Refusal was ostensibly on the grounds that the same room cannot be used 'regularly' for religious purposes. This was despite the fact that the amount of usage was some three per cent of the total usage time. It seemed that some local registrars were over-zealously interpreting the rules.
 
In one case, the member church was meeting on Sunday afternoons in a function room in a town centre hotel and conference centre. Following the advertising of their meetings in the local press, the senior registrar of the local council contacted the hotel to warn them they would cancel their licence unless they stopped the church from meeting. The hotel general manager was sorry to do this because they had a good relationship with the church but felt they had no alternative.
 
When the church contacted the senior registrar, she turned out to be hostile and unhelpful and even indicated that she was contacting all the hotels in the town to make sure they knew they were not allowed by law to permit churches to meet on their premises if they also hosted civil partnerships. Remarkably, she also warned the church not to bother challenging them on grounds of the Equality Act! When the church tried to find a different hotel venue to meet, they unsurprisingly found that no hotel would now 'touch them with a bargepole'.
 
The church therefore lost its meeting place and a place to worship. With the local authority refusing to deal with the situation in a reasonable way the Alliance became involved. It seemed to be a case where a local authority was either ignorantly or deliberately misinterpreting official guidelines in a religiously discriminatory way.

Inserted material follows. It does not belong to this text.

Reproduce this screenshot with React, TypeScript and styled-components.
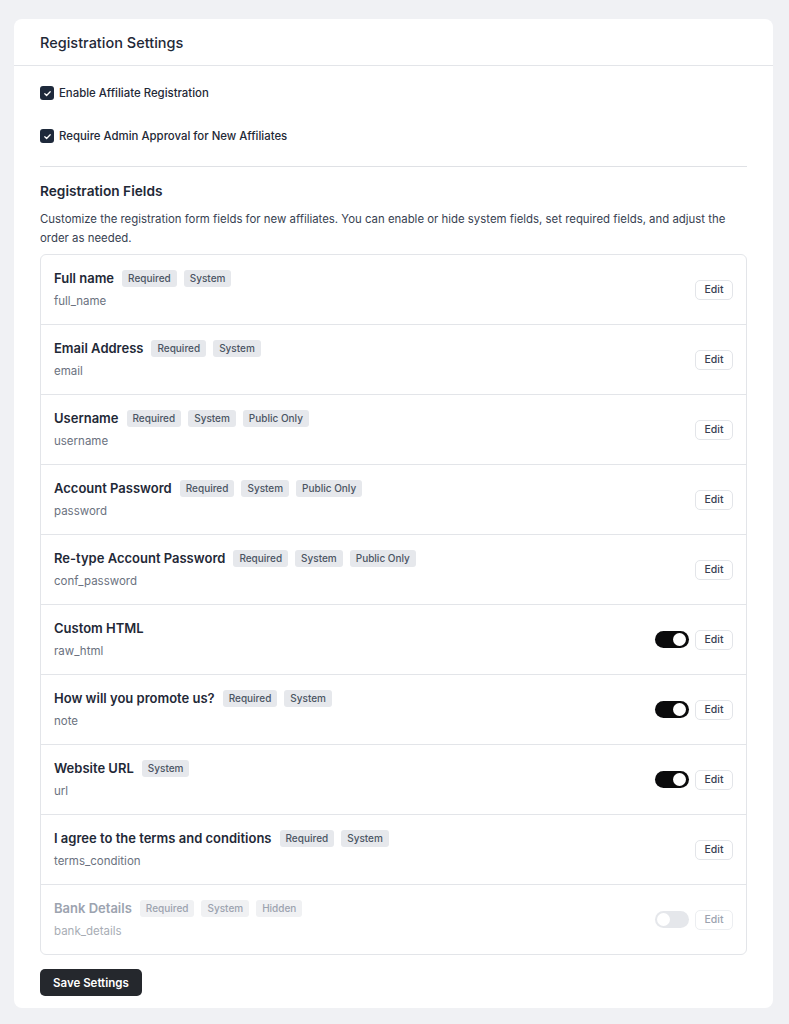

In its consequent discussions with the General Register Office it became apparent that official guidelines were being misinterpreted and churches who meet in similar public buildings need to be aware of this possibility. The Alliance requested the guidelines to be clarified while warning that it would otherwise consider legal action.
Essentially the official guidelines state that:

The premises must not be religious premises as defined by section 6(2) of the Civil Partnership Act 2004. These are premises which are used solely or mainly for religious purposes or which have been used solely or mainly for religious purposes and have not been subsequently used for other purposes. A building that is certified for public worship would fall into this category as would a chapel in a stately home or hospice. However, premises in which a religious group meets occasionally might be suitable if the other criteria are met.

The Civil Partnership Act 2004 describes a religious building as:-

Premises which -
(a) are used solely or mainly for religious purposes, or
(b)  have been so used and have not subsequently been used solely or mainly for other purposes.

This is also reflected in the Approved Premise Regulations 2005.

The use of the building by the church on a Sunday afternoon in one of the function rooms, given the other secular purposes the approved room is used for, would not appear to qualify as a religious building as defined above nor is it likely that there would be a public perception that the building was a religious building. Prompted by the General Register Office, this view was accepted by lawyers acting for the local authority who stated that:

The use of the room on a weekly basis for a religious meeting will not mean that the building is a religious building within the meaning in the Act. The room is not 'solely or mainly' used for religious purposes; at most it is less than 1/7th used for religious purposes. [The local authority] can allow such use but this should be monitored and any significant increase in such use could lead to a new determination. [The local authority] may wish to ask [the hotel in question] to notify [the registrar] in writing of any further religious use over and above the current use; if such use becomes significant then [the local authority] could reconsider the matter at that point.

A final confirmation has now arrived from the local authority to the church confirming that they can now continue to hold their meetings as before.

It would make sense for any member church that wishes to hold meetings in a public building such as a hotel, college or school, to check whether it is licensed for civil partnerships first. If it is, it will be sensible to obtain approval from the local authority and ensure that the extent of usage of the room does not cause the local authority to consider it is acquiring religious status.